TASK BRIEF: Go through the listing beneath this task and return every line that carries the string "with".

-- Begin --

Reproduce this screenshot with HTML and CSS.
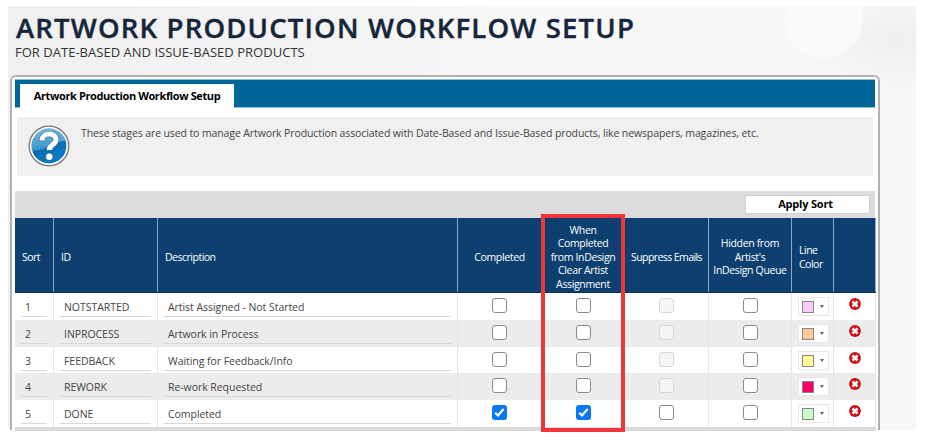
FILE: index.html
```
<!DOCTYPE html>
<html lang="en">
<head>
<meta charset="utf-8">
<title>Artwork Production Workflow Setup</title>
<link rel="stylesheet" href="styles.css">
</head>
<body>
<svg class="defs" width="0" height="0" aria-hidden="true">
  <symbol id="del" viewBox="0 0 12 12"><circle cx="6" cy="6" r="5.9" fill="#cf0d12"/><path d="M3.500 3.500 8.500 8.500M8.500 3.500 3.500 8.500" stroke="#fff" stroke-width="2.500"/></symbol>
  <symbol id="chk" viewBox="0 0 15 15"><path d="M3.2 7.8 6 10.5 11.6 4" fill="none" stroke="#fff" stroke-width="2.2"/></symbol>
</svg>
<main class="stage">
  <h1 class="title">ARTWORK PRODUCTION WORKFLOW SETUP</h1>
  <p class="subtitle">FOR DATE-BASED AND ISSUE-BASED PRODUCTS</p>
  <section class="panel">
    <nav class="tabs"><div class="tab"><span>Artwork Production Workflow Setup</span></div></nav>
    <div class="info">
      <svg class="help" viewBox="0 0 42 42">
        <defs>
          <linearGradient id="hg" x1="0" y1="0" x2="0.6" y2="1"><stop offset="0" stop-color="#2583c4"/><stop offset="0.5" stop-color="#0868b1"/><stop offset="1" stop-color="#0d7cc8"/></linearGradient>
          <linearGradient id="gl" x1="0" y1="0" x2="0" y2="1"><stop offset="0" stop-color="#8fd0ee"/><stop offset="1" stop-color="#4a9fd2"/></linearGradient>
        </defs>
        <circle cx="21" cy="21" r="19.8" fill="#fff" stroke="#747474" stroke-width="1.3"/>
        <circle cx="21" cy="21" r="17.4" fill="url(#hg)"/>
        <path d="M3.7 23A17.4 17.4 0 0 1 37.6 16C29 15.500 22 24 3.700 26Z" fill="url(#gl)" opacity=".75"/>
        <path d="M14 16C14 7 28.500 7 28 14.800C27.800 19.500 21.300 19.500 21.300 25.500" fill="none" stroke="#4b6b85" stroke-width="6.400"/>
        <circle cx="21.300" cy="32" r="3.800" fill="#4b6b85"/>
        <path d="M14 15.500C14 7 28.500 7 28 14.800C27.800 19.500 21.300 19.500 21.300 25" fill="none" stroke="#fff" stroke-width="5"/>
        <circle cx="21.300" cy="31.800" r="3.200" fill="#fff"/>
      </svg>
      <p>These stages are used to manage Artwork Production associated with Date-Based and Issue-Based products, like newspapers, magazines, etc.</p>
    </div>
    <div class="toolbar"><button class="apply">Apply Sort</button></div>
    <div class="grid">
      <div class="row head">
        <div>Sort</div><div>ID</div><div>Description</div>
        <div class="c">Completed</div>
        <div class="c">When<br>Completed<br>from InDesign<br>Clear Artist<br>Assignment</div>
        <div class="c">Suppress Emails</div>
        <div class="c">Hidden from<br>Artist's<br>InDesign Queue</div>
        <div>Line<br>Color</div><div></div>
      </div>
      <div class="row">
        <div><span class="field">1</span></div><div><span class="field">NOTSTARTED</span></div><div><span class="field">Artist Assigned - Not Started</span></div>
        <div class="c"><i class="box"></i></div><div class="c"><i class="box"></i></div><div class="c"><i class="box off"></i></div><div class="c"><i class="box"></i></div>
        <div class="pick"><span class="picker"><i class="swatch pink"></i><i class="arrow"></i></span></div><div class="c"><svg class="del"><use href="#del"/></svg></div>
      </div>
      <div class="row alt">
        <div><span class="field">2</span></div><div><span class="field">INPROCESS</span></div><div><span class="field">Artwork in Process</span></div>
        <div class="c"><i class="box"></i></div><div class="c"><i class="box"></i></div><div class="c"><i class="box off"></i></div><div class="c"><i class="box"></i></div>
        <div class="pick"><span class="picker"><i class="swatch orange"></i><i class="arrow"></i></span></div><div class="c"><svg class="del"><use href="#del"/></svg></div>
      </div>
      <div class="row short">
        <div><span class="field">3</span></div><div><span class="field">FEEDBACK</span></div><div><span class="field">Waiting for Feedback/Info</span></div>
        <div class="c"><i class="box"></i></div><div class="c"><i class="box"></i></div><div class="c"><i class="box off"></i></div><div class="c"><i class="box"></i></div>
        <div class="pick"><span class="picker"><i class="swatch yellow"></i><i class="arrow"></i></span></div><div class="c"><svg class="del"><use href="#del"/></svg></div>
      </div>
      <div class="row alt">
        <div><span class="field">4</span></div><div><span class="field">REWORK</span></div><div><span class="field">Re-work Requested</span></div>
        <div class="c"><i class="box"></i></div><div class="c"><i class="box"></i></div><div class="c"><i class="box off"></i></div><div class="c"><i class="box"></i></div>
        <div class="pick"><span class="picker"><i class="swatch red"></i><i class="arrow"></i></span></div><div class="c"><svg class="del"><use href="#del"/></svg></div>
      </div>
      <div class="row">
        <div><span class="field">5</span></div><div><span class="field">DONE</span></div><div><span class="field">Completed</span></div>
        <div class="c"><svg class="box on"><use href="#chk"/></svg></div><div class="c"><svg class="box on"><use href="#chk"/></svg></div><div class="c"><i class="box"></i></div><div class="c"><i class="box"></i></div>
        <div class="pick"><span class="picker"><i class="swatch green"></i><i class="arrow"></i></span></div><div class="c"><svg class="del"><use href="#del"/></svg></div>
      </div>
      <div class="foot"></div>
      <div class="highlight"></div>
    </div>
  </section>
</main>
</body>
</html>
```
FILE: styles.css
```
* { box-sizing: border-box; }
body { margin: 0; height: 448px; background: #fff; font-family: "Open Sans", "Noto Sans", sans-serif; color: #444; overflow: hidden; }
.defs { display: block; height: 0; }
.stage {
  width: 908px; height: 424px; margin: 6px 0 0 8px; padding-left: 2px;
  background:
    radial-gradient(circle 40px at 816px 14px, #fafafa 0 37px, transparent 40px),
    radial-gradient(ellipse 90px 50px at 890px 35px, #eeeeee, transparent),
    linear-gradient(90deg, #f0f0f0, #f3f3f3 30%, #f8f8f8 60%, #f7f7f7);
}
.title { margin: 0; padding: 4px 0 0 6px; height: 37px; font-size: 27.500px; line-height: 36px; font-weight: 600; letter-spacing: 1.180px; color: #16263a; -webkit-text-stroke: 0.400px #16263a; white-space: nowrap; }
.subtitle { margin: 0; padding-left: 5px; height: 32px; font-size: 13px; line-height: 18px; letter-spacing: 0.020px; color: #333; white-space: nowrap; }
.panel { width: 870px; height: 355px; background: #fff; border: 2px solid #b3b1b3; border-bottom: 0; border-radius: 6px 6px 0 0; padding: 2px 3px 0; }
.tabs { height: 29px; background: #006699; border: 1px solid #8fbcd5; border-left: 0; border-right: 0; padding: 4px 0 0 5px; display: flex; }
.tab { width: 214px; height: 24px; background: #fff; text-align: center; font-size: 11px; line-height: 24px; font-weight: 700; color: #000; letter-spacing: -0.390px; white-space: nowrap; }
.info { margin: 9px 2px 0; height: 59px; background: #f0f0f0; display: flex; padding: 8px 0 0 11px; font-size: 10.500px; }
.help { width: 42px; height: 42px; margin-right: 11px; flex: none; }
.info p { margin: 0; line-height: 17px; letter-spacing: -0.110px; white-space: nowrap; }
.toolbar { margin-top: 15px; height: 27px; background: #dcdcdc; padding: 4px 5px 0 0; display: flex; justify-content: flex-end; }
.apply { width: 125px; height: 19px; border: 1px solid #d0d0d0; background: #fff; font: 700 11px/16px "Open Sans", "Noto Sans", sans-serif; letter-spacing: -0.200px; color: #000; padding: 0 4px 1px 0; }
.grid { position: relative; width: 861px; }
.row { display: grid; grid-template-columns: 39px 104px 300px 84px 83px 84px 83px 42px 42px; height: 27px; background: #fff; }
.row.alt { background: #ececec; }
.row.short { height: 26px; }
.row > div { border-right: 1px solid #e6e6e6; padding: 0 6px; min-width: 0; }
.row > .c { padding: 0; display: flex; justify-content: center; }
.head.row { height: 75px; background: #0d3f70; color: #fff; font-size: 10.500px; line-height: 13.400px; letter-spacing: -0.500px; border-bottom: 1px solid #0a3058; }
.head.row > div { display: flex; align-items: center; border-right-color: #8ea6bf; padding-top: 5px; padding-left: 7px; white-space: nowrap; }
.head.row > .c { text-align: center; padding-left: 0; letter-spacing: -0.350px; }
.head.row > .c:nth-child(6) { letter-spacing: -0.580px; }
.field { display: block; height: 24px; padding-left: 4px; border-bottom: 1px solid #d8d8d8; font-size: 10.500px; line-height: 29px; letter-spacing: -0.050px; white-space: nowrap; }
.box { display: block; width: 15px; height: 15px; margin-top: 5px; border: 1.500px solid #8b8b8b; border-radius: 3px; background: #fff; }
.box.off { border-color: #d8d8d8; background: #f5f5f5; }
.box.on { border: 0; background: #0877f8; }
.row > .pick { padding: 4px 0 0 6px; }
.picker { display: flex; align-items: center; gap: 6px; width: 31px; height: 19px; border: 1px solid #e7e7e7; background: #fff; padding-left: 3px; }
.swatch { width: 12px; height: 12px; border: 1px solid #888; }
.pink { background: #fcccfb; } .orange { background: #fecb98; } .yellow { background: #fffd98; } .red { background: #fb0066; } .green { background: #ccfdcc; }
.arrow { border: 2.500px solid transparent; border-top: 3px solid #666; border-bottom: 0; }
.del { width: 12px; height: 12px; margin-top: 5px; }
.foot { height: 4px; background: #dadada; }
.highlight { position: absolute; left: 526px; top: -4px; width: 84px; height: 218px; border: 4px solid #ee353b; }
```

-- End --

RESULT BELOW:
Reproduce this screenshot with HTML and CSS.
      <p>These stages are used to manage Artwork Production associated with Date-Based and Issue-Based products, like newspapers, magazines, etc.</p>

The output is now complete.